SET TASK →
Keep only the lines where "this" appears.

● ● ● ●

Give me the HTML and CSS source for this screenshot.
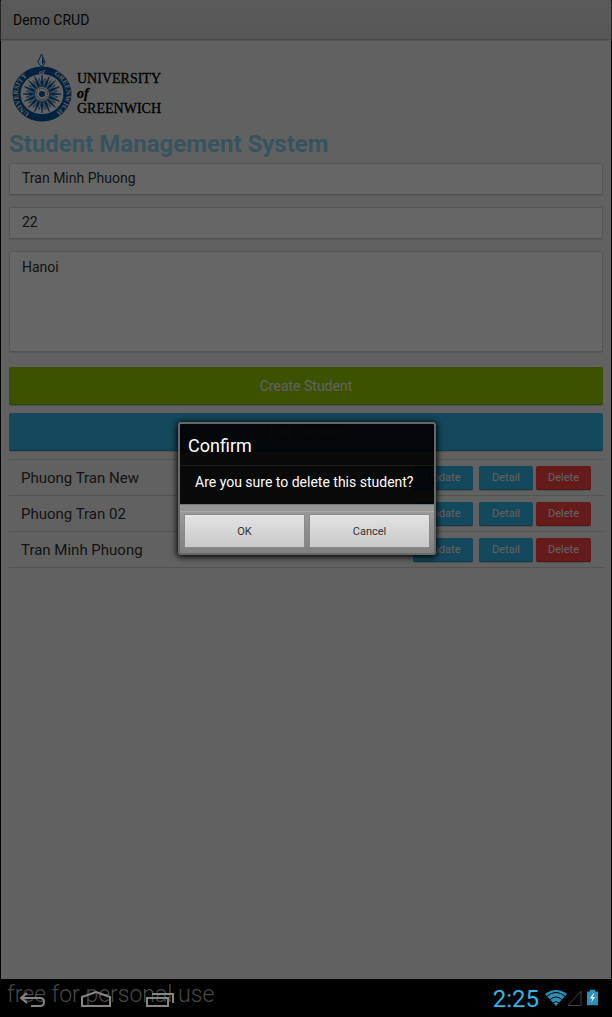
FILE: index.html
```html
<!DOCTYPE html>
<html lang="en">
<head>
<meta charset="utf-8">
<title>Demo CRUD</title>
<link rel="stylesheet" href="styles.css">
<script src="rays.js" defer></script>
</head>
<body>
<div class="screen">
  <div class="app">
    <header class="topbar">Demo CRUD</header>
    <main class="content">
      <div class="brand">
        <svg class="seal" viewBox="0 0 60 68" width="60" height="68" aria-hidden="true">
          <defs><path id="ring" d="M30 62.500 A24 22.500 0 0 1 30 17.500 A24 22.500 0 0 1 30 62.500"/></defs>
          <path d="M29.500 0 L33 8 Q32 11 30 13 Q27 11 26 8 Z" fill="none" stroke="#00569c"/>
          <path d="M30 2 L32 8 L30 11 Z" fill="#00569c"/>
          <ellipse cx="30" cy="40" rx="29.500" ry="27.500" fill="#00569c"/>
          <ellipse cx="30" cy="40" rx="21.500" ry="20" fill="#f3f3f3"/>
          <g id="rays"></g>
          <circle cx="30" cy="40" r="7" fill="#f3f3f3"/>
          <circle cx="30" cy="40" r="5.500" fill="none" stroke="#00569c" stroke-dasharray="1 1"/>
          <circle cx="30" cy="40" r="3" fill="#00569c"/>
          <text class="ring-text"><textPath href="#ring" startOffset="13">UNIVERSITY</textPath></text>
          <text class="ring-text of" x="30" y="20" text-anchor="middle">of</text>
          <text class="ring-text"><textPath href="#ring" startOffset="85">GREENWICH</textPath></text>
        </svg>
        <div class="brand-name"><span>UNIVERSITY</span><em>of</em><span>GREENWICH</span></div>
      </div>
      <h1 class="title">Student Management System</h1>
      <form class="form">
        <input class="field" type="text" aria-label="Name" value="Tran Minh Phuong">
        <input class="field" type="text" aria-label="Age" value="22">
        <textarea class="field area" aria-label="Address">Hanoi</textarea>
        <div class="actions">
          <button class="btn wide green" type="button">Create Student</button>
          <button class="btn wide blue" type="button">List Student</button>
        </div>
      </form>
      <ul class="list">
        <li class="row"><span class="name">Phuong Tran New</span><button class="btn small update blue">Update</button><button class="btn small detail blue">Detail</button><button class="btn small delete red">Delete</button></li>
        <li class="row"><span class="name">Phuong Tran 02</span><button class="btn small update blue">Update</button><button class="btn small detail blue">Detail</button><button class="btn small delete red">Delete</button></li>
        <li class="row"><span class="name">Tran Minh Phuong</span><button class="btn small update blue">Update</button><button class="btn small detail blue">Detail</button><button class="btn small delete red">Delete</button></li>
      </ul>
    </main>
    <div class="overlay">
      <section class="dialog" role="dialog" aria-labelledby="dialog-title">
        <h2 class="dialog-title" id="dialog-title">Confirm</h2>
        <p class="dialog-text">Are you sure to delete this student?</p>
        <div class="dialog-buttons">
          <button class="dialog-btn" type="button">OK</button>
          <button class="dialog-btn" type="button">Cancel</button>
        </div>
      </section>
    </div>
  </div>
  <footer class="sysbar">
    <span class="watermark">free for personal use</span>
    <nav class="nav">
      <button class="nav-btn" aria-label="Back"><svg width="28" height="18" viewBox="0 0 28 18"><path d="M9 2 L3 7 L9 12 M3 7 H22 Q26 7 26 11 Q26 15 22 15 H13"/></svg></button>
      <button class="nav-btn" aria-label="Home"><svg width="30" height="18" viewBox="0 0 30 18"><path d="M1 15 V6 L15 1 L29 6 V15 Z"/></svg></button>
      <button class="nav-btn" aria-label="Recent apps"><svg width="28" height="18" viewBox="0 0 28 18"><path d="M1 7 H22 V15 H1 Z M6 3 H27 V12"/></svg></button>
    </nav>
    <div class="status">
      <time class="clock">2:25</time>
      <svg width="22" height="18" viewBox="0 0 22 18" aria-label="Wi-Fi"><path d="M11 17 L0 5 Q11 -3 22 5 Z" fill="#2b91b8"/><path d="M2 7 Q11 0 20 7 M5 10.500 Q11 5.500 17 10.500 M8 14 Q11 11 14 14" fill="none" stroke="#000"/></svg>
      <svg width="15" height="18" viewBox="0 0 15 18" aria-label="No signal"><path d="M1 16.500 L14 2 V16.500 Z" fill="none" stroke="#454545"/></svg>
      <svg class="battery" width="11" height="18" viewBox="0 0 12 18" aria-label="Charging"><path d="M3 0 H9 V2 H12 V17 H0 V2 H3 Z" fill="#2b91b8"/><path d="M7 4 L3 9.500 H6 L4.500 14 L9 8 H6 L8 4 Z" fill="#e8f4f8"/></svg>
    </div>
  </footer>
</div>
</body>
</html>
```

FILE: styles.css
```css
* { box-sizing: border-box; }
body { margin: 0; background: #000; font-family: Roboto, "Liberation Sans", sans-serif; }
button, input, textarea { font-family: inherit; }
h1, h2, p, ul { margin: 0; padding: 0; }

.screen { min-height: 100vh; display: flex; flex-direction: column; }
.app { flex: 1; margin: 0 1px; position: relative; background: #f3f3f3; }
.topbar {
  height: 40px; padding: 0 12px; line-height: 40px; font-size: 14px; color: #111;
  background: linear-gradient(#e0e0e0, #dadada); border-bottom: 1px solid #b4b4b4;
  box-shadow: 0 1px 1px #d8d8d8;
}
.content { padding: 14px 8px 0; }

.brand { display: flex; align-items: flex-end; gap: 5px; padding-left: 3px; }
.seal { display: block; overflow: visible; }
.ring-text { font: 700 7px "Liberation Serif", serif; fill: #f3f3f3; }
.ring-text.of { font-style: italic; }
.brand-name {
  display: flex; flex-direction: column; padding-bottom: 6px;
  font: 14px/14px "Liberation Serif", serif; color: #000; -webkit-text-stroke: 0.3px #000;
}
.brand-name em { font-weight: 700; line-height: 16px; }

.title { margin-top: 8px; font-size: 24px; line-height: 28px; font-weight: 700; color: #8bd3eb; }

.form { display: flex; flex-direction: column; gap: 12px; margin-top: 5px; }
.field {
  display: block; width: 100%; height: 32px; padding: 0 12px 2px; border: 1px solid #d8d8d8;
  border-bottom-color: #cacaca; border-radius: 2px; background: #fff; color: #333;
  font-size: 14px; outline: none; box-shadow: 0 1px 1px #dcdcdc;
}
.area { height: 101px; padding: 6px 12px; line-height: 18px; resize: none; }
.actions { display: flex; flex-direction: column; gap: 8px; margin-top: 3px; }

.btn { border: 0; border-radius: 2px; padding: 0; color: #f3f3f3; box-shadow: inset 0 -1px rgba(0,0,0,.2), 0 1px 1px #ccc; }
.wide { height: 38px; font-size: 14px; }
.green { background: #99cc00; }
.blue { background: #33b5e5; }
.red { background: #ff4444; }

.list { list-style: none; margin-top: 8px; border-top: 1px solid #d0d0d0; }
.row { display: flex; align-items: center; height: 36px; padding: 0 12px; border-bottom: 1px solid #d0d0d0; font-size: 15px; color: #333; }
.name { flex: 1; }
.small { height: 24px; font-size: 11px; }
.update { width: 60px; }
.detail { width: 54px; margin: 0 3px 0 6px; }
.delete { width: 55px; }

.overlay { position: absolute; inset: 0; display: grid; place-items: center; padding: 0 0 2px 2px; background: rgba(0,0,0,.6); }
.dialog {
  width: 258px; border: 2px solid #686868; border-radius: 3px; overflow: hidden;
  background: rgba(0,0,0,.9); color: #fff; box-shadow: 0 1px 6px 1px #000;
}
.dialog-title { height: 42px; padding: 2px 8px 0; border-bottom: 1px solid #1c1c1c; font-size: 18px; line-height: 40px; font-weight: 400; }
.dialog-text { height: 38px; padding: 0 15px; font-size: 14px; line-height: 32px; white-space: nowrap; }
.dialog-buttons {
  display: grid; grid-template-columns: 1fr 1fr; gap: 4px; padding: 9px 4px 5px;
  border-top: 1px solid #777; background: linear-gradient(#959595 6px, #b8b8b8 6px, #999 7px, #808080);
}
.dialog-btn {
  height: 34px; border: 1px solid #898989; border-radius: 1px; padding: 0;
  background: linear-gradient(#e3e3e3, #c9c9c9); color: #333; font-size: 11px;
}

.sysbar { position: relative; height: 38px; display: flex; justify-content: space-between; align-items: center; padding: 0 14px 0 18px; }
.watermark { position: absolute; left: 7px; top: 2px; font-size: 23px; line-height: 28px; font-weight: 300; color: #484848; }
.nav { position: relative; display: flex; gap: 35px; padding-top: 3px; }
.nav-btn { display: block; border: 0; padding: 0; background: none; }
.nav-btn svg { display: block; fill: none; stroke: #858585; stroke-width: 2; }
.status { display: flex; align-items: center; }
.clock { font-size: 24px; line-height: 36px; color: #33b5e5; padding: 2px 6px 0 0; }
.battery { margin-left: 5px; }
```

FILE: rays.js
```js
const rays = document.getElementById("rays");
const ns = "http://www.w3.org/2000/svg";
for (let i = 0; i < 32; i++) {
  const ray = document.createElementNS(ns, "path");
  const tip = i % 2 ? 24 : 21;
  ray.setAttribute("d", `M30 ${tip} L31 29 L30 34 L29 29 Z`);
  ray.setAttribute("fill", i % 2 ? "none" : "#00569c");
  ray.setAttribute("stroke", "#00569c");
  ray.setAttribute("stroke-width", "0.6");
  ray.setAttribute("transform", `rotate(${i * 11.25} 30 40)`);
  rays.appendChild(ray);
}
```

● ● ● ●

COMPLETE OUTPUT →
Give me the HTML and CSS source for this screenshot.
        <p class="dialog-text">Are you sure to delete this student?</p>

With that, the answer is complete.